Vice highlights that voice actors are rallying behind Bev Standing, who is suing TikTok after the company acquired and replicated her voice using AI without her knowledge.
With only 30 minutes of audio, companies can now create a digital clone of your voice and make it say words you never said.
Using machine learning, voice AI companies like VocaliD can create synthetic voices from a person’s recorded speech—adopting unique qualities like speaking rhythm, pronunciation of consonants and vowels, and intonation.
For tech companies, the ability to generate any sentence with a realistic-sounding human voice is an exciting, cost-saving frontier. But for the voice actors whose recordings form the foundation of text-to-speech (TTS) voices, this technology threatens to disrupt their livelihoods, raising questions about fair compensation and human agency in the age of AI.

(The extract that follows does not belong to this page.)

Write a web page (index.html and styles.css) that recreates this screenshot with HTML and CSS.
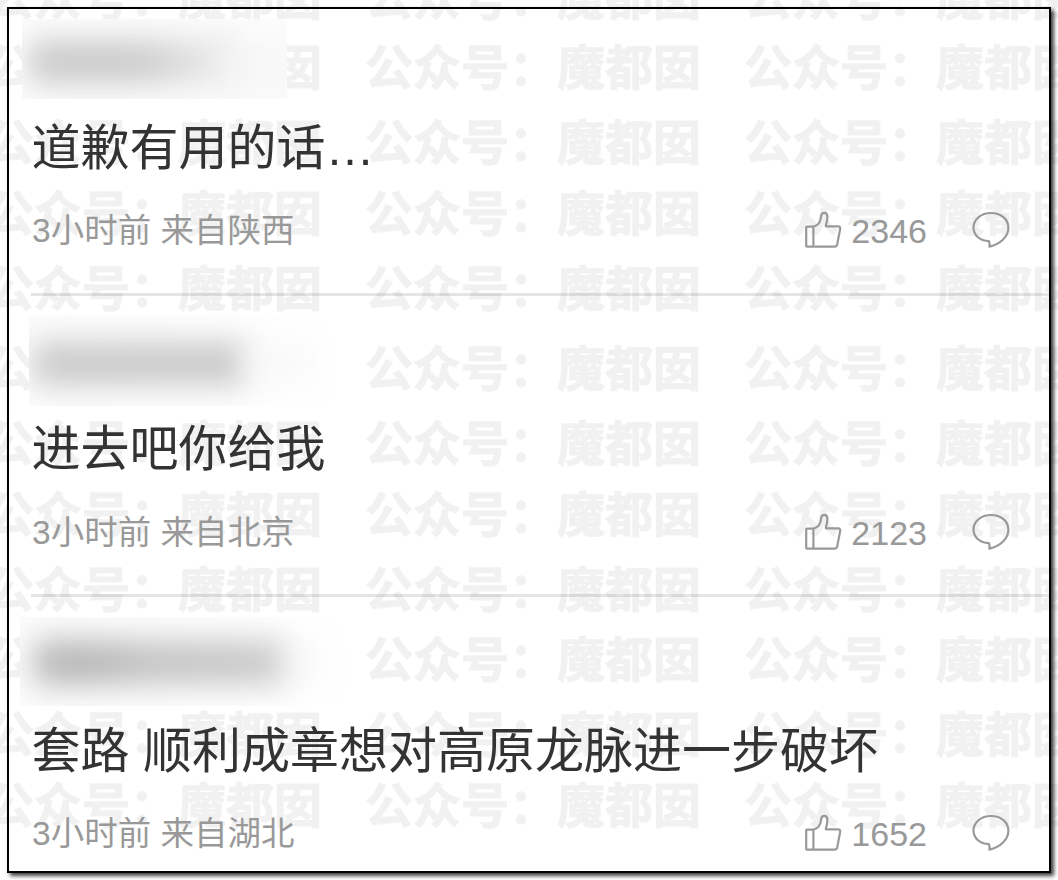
FILE: index.html
```html
<!DOCTYPE html>
<html lang="zh-CN">
<head>
<meta charset="utf-8">
<title>评论</title>
<link rel="stylesheet" href="styles.css">
</head>
<body>
<svg class="symbols" aria-hidden="true">
  <symbol id="like" viewBox="0 0 38 38">
    <path d="M8.4 15.6H1.8Q1.2 15.6 1.2 16.4V34.8Q1.2 35.6 2 35.6H29.5Q31.7 35.6 32.2 33.4L35.2 17.8Q35.6 15.3 33 15.3H21.2Q20.6 15.3 20.9 14.4C21.8 11.4 22.4 8.5 22.4 5.4Q22.2 1.8 19.3 1.8Q16.6 1.8 16.2 5C15.8 10.2 13.5 14.6 8.4 15.6V35.6"/>
  </symbol>
  <symbol id="reply" viewBox="0 0 38 38">
    <path d="M16.9 30.2C7.5 29.8 1.5 24 1.5 16.6C1.5 8.4 9 2 19 2C29 2 36.4 8.3 36.4 16.8C36.4 25.5 28.5 33.2 17.4 35.6C17.8 33.7 17.6 32 16.9 30.2Z"/>
  </symbol>
</svg>
<main class="card">
  <div class="watermark" id="watermark" aria-hidden="true"></div>
  <article class="comment first">
    <div class="name"><i class="smear dark"></i><i class="smear light"></i></div>
    <p class="text">道歉有用的话…</p>
    <footer class="meta"><span>3小时前 来自陕西</span><span class="likes"><svg class="icon"><use href="#like"/></svg>2346</span><svg class="icon"><use href="#reply"/></svg></footer>
  </article>
  <article class="comment second">
    <div class="name"><i class="smear dark"></i><i class="smear light"></i></div>
    <p class="text">进去吧你给我</p>
    <footer class="meta"><span>3小时前 来自北京</span><span class="likes"><svg class="icon"><use href="#like"/></svg>2123</span><svg class="icon"><use href="#reply"/></svg></footer>
  </article>
  <article class="comment third">
    <div class="name"><i class="smear dark"></i><i class="smear light"></i></div>
    <p class="text">套路 顺利成章想对高原龙脉进一步破坏</p>
    <footer class="meta"><span>3小时前 来自湖北</span><span class="likes"><svg class="icon"><use href="#like"/></svg>1652</span><svg class="icon"><use href="#reply"/></svg></footer>
  </article>
</main>
<script src="watermark.js"></script>
</body>
</html>
```
FILE: watermark.js
```js
const layer = document.getElementById('watermark');
for (let i = 0; i < 12; i++) {
  const row = document.createElement('div');
  row.className = 'watermark-row';
  for (let j = 0; j < 3; j++) {
    const mark = document.createElement('span');
    mark.textContent = '公众号：魔都囡';
    row.append(mark);
  }
  layer.append(row);
}
```
FILE: styles.css
```css
* { box-sizing: border-box; }
body {
  margin: 0;
  height: 880px;
  padding: 7px;
  overflow: hidden;
  background: #fff;
  font-family: "Liberation Sans", "Noto Sans CJK SC", sans-serif;
}
.symbols { display: none; }
.card {
  position: relative;
  width: 1044px;
  height: 866px;
  border: 2px solid #000;
  background: #fff;
  box-shadow: 3px 3px 4px rgba(0, 0, 0, .75);
}
.watermark {
  position: absolute;
  top: -39px;
  left: -23px;
  width: 1072px;
  height: 910px;
  overflow: hidden;
  display: grid;
  grid-template-rows: 70px 75px 71px 75px 80px 75px 71px 75px 70px 75px 71px 75px;
  color: #000;
  opacity: .05;
  font: bold 48px/48px "Noto Sans CJK SC", sans-serif;
  -webkit-text-stroke: 1.2px #000;
  pointer-events: none;
}
.watermark-row { display: flex; gap: 43px; white-space: nowrap; }
.comment { position: relative; margin-left: 22px; padding-top: 19px; }
.first { height: 287px; padding-top: 10px; border-bottom: 3px solid rgba(0, 0, 0, .1); }
.second { height: 301px; border-bottom: 3px solid rgba(0, 0, 0, .1); }
.third { height: 274px; padding-top: 20px; }

.name { position: relative; overflow: hidden; }
.first .name { width: 265px; height: 80px; margin-left: -9px; background: #fcfcfc; }
.second .name { width: 306px; height: 91px; margin-left: -2px; background: linear-gradient(90deg, #fcfcfc, #fff); }
.third .name { width: 330px; height: 89px; margin-left: -11px; background: linear-gradient(90deg, #fcfcfc, #fff); }
.smear { position: absolute; border-radius: 8px; filter: blur(15px); }
.first .dark { left: 7px; top: 22px; width: 210px; height: 42px; background: linear-gradient(90deg, #c9c9c9 0 45%, #cecece 60%, #dedede 75%, #e5e5e5); }
.first .light { left: 190px; top: 20px; width: 85px; height: 60px; background: #f6f6f6; opacity: .7; }
.second .dark { left: 4px; top: 27px; width: 216px; height: 43px; background: #c9c9c9; }
.second .light { left: 215px; top: 26px; width: 70px; height: 45px; background: #f8f8f8; opacity: .8; }
.third .dark { left: 14px; top: 23px; width: 254px; height: 45px; background: linear-gradient(90deg, #b8b8b8 0 25%, #c5c5c5 45%, #c8c8c8 80%, #d0d0d0); }
.third .light { left: 265px; top: 26px; width: 40px; height: 38px; background: #f6f6f6; opacity: .6; }

.text {
  margin: 19px 0 0 .5px;
  color: #333;
  font-size: 49px;
  line-height: 60px;
  white-space: nowrap;
}
.second .text { margin-top: 13px; }
.third .text { margin-top: 15px; }
.meta {
  display: flex;
  align-items: center;
  height: 40px;
  margin: 33px 0 0 1px;
  padding-right: 39px;
  color: #999;
  font-size: 33.5px;
  line-height: 40px;
}
.second .meta { margin-top: 34px; }
.likes { display: flex; align-items: center; margin: 0 45px 0 auto; font-size: 34px; }
.icon {
  width: 38px;
  height: 38px;
  margin-bottom: 3px;
  fill: none;
  stroke: #999;
  stroke-width: 2.2;
  stroke-linejoin: round;
}
.likes .icon { margin-right: 8px; }
```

At the center of this reckoning is voice actress Bev Standing, who is suing TikTok after alleging the company used her voice for its text-to-speech feature without compensation or consent. This is not the first case like this; voice actress Susan Bennett discovered that audio she recorded for another company was repurposed to be the voice of Siri after Apple launched the feature in 2011. She was paid for the initial recording session but not for being Siri.
Standing’s supporters say the TikTok lawsuit is not just about Standing’s voice—it’s about the future of an entire industry attempting to adapt to new advancements in the field of machine learning.